Si è toccato così un altro tema rilevante, quello dell’educazione e della trasmissione di tutte quelle conoscenze che riguardano varietà, origine, tostatura e tanto altro. Un mondo che rischia di spaventare e respingere se non è comunicato nei modi e nei tempi giusti. A chi spetta farlo?
Sicuramente agli esercenti, sia quelli che devono ancora capire che come non metterebbero mai a banco una pasta bruciata, allo stesso modo non dovrebbero mai lasciar correre un caffè bruciato, sia quelli entusiasti e iper-preparati che devono però trovare un equilibrio tra il desiderio di comunicare tutto il proprio sapere e il rischio di infastidire un consumatore non interessato o che in quel momento non ha il tempo di ascoltare, perché il rischio è quello di portarlo sulla difensiva, dal “Ma io volevo solo un caffè!” all’ordinare direttamente “Un caffè normale, grazie”.

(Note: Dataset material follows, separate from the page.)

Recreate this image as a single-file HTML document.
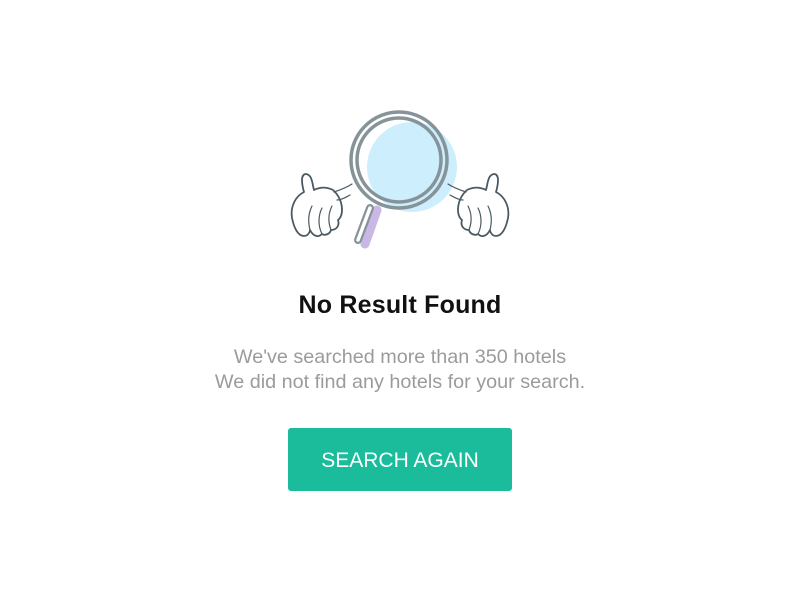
<!DOCTYPE html>
<html><head><style>
html,body{margin:0;padding:0;background:#fff;width:800px;height:600px;overflow:hidden;font-family:"Liberation Sans",sans-serif}
svg{position:absolute;left:0;top:0}
.t{position:absolute;left:0;width:800px;text-align:center}
h1{font-size:25px;font-weight:bold;color:#111;top:291px;margin:0;letter-spacing:0.2px}
.s{font-size:19.8px;color:#9b9b9b;line-height:25px;top:345px}
.b{position:absolute;left:288px;top:428px;width:224px;height:63px;background:#1abc9c;border-radius:3px;color:#fff;font-size:21px;line-height:65px;text-align:center}
</style></head><body>
<svg width="800" height="600">
<g fill="none" stroke-linecap="round">
<line x1="377" y1="210" x2="365" y2="244" stroke="#c9b8e6" stroke-width="9"/>
<circle cx="412" cy="167" r="45" fill="#cdeefd" stroke="none"/>
<line x1="370" y1="208" x2="358" y2="240" stroke="#869399" stroke-width="8"/>
<line x1="370" y1="208" x2="358" y2="240" stroke="#fff" stroke-width="3.5"/>
<circle cx="399" cy="160" r="48" stroke="#869399" stroke-width="3.5"/>
<circle cx="399" cy="160" r="42" stroke="#869399" stroke-width="3.5"/>
<g id="h" stroke="#4a5a63" stroke-width="1.8" fill="#fff" stroke-linejoin="round">
<path d="M333 190 C325 186 318 188 314 190 C312 182 312 175 306 174 C300 174 302 185 304 192 C296 196 290 206 292 218 C294 228 298 236 304 236 C308 236 310 232 310 230 C313 236 318 238 322 234 C325 236 330 234 331 230 C336 230 340 226 338 220 C344 216 344 200 333 190 Z"/>
<path d="M334 192 C340 190 346 188 352 184" stroke-width="1.2"/>
<path d="M337 200 C342 200 346 197 350 195" stroke-width="1.2"/>
<path d="M310 230 C308 222 308 214 312 206 M322 234 C318 226 318 216 322 208 M331 230 C328 222 328 214 332 206" stroke-width="1.2" fill="none"/>
</g>
<use href="#h" transform="translate(800,0) scale(-1,1)"/>
</g>
</svg>
<h1 class="t">No Result Found</h1>
<div class="t s">We've searched more than 350 hotels<br>We did not find any hotels for your search.</div>
<div class="b">SEARCH AGAIN</div>
</body></html>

Il “raccontare” quindi è un tema molto importante e delicato, ma non deve diventare l’unico modo per alzare l’asticella della qualità. Piuttosto dare spiegazioni ex post può essere una via più sicura: servire un espresso buono e ben fatto porta infatti il cliente stesso a volersi informare e a chiedere informazioni, e quando l’input viene da lui ascolta più volentieri la storia e le caratteristiche di quel caffè di cui ha riconosciuto la bontà. Per questo il tavolo ha accolto con entusiasmo il motto “è con l’espresso che batti l’espresso”.

Anche le torrefazioni sono parte in causa in questo processo, e a ogni dimensione corrisponde un ruolo fondamentale: dalle grandi aziende, che dopo aver colto i segnali provenienti dal mondo delle caffetterie stanno investendo in prodotti che cominciano a parlare la lingua degli specialty, favorendone la diffusione a livello globale, alle microroastery, quelle che con le loro scelte coraggiose e con un assiduo lavoro di ricerca e sviluppo rappresentano l’avanguardia del settore e spronano anche gli altri a fare quei passi che diversamente non porterebbero al progresso e all’avanzamento collettivo.
D’altronde avviene lo stesso anche nell’alta cucina, Niko Romito docet.